> [EXERCISE DIRECTIONS]: Set down each line of the material that follows, exactly, with no pictures.
>>>
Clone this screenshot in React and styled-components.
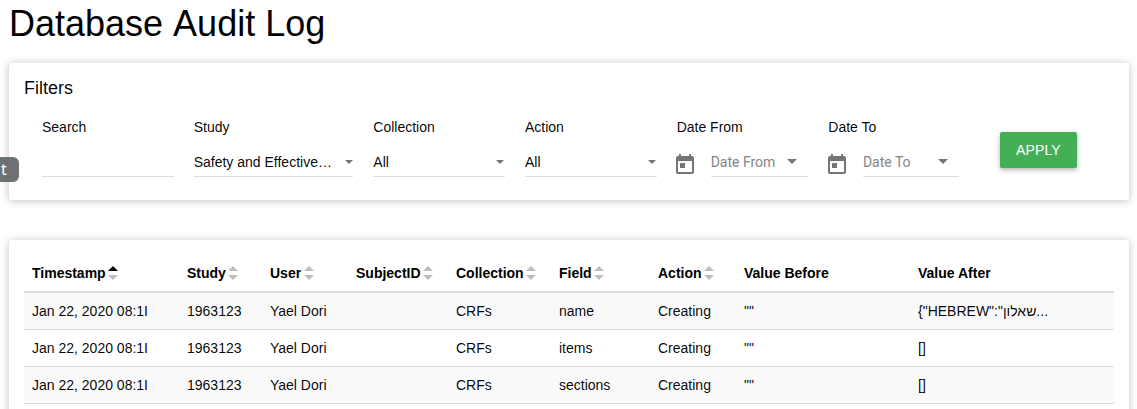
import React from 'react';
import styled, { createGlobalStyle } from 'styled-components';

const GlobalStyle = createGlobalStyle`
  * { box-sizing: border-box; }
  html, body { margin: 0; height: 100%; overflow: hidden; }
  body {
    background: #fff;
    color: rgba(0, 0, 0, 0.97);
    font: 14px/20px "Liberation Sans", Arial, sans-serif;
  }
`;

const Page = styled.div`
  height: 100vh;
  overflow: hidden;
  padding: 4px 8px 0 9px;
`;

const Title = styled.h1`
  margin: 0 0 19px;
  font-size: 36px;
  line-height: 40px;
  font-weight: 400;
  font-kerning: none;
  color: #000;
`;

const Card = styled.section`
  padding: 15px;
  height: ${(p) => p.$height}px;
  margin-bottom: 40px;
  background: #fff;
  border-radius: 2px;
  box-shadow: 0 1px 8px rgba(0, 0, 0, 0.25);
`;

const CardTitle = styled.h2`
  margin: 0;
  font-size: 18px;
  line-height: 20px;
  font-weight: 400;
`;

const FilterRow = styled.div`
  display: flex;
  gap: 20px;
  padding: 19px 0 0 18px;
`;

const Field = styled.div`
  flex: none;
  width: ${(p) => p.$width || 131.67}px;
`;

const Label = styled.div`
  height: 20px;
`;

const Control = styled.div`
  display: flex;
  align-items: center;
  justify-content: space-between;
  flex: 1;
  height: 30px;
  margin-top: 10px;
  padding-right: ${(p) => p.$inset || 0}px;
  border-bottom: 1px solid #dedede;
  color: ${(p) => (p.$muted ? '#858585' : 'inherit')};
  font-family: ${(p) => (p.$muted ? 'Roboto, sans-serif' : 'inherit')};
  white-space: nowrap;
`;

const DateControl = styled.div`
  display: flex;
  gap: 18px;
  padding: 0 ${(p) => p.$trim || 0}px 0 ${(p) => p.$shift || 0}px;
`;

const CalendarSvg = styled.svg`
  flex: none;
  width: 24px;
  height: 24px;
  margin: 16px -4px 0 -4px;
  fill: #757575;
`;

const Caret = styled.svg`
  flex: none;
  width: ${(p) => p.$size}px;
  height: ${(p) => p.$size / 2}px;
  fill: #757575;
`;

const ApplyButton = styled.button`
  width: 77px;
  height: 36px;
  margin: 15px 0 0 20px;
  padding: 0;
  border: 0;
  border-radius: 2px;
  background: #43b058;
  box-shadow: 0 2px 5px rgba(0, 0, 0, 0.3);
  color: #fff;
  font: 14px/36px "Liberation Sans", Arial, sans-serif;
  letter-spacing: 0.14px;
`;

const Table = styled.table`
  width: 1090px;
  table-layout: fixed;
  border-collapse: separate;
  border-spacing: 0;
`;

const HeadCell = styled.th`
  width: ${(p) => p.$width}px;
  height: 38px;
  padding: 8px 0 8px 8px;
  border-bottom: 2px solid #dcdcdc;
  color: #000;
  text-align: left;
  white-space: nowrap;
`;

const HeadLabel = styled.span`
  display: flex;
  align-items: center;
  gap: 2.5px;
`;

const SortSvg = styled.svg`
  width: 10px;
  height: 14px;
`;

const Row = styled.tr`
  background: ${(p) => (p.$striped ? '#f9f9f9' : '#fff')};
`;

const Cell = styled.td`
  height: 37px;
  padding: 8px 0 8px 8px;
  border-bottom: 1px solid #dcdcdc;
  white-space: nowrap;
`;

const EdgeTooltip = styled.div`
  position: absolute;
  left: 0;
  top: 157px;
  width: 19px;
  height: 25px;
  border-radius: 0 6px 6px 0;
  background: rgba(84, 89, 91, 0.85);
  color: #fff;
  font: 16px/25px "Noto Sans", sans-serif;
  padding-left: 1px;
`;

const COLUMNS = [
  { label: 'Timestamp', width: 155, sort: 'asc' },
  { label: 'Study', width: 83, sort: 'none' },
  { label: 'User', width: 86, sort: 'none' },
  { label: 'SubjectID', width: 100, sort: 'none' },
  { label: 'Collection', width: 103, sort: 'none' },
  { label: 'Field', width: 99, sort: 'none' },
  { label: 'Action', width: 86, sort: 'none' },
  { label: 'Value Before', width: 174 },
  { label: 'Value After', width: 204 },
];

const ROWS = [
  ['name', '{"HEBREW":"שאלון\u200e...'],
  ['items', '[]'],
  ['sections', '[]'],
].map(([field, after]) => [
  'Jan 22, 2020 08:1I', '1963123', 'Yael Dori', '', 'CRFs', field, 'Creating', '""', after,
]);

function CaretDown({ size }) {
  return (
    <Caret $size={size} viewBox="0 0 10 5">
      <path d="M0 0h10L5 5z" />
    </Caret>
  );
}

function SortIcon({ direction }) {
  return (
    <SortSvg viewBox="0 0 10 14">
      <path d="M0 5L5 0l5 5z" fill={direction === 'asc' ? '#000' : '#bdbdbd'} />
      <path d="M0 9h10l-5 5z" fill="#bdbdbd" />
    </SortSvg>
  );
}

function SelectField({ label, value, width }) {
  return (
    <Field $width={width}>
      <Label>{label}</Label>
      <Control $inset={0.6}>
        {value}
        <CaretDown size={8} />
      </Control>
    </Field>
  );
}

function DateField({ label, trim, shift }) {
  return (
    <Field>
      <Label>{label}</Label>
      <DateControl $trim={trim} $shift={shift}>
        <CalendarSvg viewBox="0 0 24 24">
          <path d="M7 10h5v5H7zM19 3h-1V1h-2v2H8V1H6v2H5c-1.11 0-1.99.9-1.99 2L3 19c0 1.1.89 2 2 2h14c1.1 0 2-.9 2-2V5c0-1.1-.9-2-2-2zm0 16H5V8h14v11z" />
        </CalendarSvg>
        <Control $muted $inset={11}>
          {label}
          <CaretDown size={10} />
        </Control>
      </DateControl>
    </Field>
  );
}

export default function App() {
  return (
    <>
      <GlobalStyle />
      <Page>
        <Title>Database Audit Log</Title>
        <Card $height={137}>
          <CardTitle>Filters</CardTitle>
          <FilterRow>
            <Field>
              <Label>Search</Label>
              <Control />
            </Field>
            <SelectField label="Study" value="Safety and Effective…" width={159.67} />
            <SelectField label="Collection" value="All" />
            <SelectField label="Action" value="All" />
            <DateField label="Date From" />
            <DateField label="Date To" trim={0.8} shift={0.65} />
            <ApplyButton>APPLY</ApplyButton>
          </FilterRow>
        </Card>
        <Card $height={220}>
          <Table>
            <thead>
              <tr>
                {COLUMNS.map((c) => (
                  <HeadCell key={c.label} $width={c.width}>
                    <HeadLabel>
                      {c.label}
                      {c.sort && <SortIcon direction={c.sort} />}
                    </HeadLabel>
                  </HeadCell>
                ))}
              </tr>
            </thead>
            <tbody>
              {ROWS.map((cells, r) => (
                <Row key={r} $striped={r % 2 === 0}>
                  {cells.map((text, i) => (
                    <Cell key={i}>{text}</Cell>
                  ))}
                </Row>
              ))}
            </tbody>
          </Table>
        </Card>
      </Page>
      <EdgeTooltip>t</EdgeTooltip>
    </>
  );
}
<<<
> [RESULT FOR THIS TASK]:
Clone this screenshot in React and styled-components.
import React from 'react';
import styled, { createGlobalStyle } from 'styled-components';

const GlobalStyle = createGlobalStyle`
  * { box-sizing: border-box; }
  html, body { margin: 0; height: 100%; overflow: hidden; }
  body {
    background: #fff;
    color: rgba(0, 0, 0, 0.97);
    font: 14px/20px "Liberation Sans", Arial, sans-serif;
  }
`;

const Page = styled.div`
  height: 100vh;
  overflow: hidden;
  padding: 4px 8px 0 9px;
`;

const Title = styled.h1`
  margin: 0 0 19px;
  font-size: 36px;
  line-height: 40px;
  font-weight: 400;
  font-kerning: none;
  color: #000;
`;

const Card = styled.section`
  padding: 15px;
  height: ${(p) => p.$height}px;
  margin-bottom: 40px;
  background: #fff;
  border-radius: 2px;
  box-shadow: 0 1px 8px rgba(0, 0, 0, 0.25);
`;

const CardTitle = styled.h2`
  margin: 0;
  font-size: 18px;
  line-height: 20px;
  font-weight: 400;
`;

const FilterRow = styled.div`
  display: flex;
  gap: 20px;
  padding: 19px 0 0 18px;
`;

const Field = styled.div`
  flex: none;
  width: ${(p) => p.$width || 131.67}px;
`;

const Label = styled.div`
  height: 20px;
`;

const Control = styled.div`
  display: flex;
  align-items: center;
  justify-content: space-between;
  flex: 1;
  height: 30px;
  margin-top: 10px;
  padding-right: ${(p) => p.$inset || 0}px;
  border-bottom: 1px solid #dedede;
  color: ${(p) => (p.$muted ? '#858585' : 'inherit')};
  font-family: ${(p) => (p.$muted ? 'Roboto, sans-serif' : 'inherit')};
  white-space: nowrap;
`;

const DateControl = styled.div`
  display: flex;
  gap: 18px;
  padding: 0 ${(p) => p.$trim || 0}px 0 ${(p) => p.$shift || 0}px;
`;

const CalendarSvg = styled.svg`
  flex: none;
  width: 24px;
  height: 24px;
  margin: 16px -4px 0 -4px;
  fill: #757575;
`;

const Caret = styled.svg`
  flex: none;
  width: ${(p) => p.$size}px;
  height: ${(p) => p.$size / 2}px;
  fill: #757575;
`;

const ApplyButton = styled.button`
  width: 77px;
  height: 36px;
  margin: 15px 0 0 20px;
  padding: 0;
  border: 0;
  border-radius: 2px;
  background: #43b058;
  box-shadow: 0 2px 5px rgba(0, 0, 0, 0.3);
  color: #fff;
  font: 14px/36px "Liberation Sans", Arial, sans-serif;
  letter-spacing: 0.14px;
`;

const Table = styled.table`
  width: 1090px;
  table-layout: fixed;
  border-collapse: separate;
  border-spacing: 0;
`;

const HeadCell = styled.th`
  width: ${(p) => p.$width}px;
  height: 38px;
  padding: 8px 0 8px 8px;
  border-bottom: 2px solid #dcdcdc;
  color: #000;
  text-align: left;
  white-space: nowrap;
`;

const HeadLabel = styled.span`
  display: flex;
  align-items: center;
  gap: 2.5px;
`;

const SortSvg = styled.svg`
  width: 10px;
  height: 14px;
`;

const Row = styled.tr`
  background: ${(p) => (p.$striped ? '#f9f9f9' : '#fff')};
`;

const Cell = styled.td`
  height: 37px;
  padding: 8px 0 8px 8px;
  border-bottom: 1px solid #dcdcdc;
  white-space: nowrap;
`;

const EdgeTooltip = styled.div`
  position: absolute;
  left: 0;
  top: 157px;
  width: 19px;
  height: 25px;
  border-radius: 0 6px 6px 0;
  background: rgba(84, 89, 91, 0.85);
  color: #fff;
  font: 16px/25px "Noto Sans", sans-serif;
  padding-left: 1px;
`;

const COLUMNS = [
  { label: 'Timestamp', width: 155, sort: 'asc' },
  { label: 'Study', width: 83, sort: 'none' },
  { label: 'User', width: 86, sort: 'none' },
  { label: 'SubjectID', width: 100, sort: 'none' },
  { label: 'Collection', width: 103, sort: 'none' },
  { label: 'Field', width: 99, sort: 'none' },
  { label: 'Action', width: 86, sort: 'none' },
  { label: 'Value Before', width: 174 },
  { label: 'Value After', width: 204 },
];

const ROWS = [
  ['name', '{"HEBREW":"שאלון\u200e...'],
  ['items', '[]'],
  ['sections', '[]'],
].map(([field, after]) => [
  'Jan 22, 2020 08:1I', '1963123', 'Yael Dori', '', 'CRFs', field, 'Creating', '""', after,
]);

function CaretDown({ size }) {
  return (
    <Caret $size={size} viewBox="0 0 10 5">
      <path d="M0 0h10L5 5z" />
    </Caret>
  );
}

function SortIcon({ direction }) {
  return (
    <SortSvg viewBox="0 0 10 14">
      <path d="M0 5L5 0l5 5z" fill={direction === 'asc' ? '#000' : '#bdbdbd'} />
      <path d="M0 9h10l-5 5z" fill="#bdbdbd" />
    </SortSvg>
  );
}

function SelectField({ label, value, width }) {
  return (
    <Field $width={width}>
      <Label>{label}</Label>
      <Control $inset={0.6}>
        {value}
        <CaretDown size={8} />
      </Control>
    </Field>
  );
}

function DateField({ label, trim, shift }) {
  return (
    <Field>
      <Label>{label}</Label>
      <DateControl $trim={trim} $shift={shift}>
        <CalendarSvg viewBox="0 0 24 24">
          <path d="M7 10h5v5H7zM19 3h-1V1h-2v2H8V1H6v2H5c-1.11 0-1.99.9-1.99 2L3 19c0 1.1.89 2 2 2h14c1.1 0 2-.9 2-2V5c0-1.1-.9-2-2-2zm0 16H5V8h14v11z" />
        </CalendarSvg>
        <Control $muted $inset={11}>
          {label}
          <CaretDown size={10} />
        </Control>
      </DateControl>
    </Field>
  );
}

export default function App() {
  return (
    <>
      <GlobalStyle />
      <Page>
        <Title>Database Audit Log</Title>
        <Card $height={137}>
          <CardTitle>Filters</CardTitle>
          <FilterRow>
            <Field>
              <Label>Search</Label>
              <Control />
            </Field>
            <SelectField label="Study" value="Safety and Effective…" width={159.67} />
            <SelectField label="Collection" value="All" />
            <SelectField label="Action" value="All" />
            <DateField label="Date From" />
            <DateField label="Date To" trim={0.8} shift={0.65} />
            <ApplyButton>APPLY</ApplyButton>
          </FilterRow>
        </Card>
        <Card $height={220}>
          <Table>
            <thead>
              <tr>
                {COLUMNS.map((c) => (
                  <HeadCell key={c.label} $width={c.width}>
                    <HeadLabel>
                      {c.label}
                      {c.sort && <SortIcon direction={c.sort} />}
                    </HeadLabel>
                  </HeadCell>
                ))}
              </tr>
            </thead>
            <tbody>
              {ROWS.map((cells, r) => (
                <Row key={r} $striped={r % 2 === 0}>
                  {cells.map((text, i) => (
                    <Cell key={i}>{text}</Cell>
                  ))}
                </Row>
              ))}
            </tbody>
          </Table>
        </Card>
      </Page>
      <EdgeTooltip>t</EdgeTooltip>
    </>
  );
}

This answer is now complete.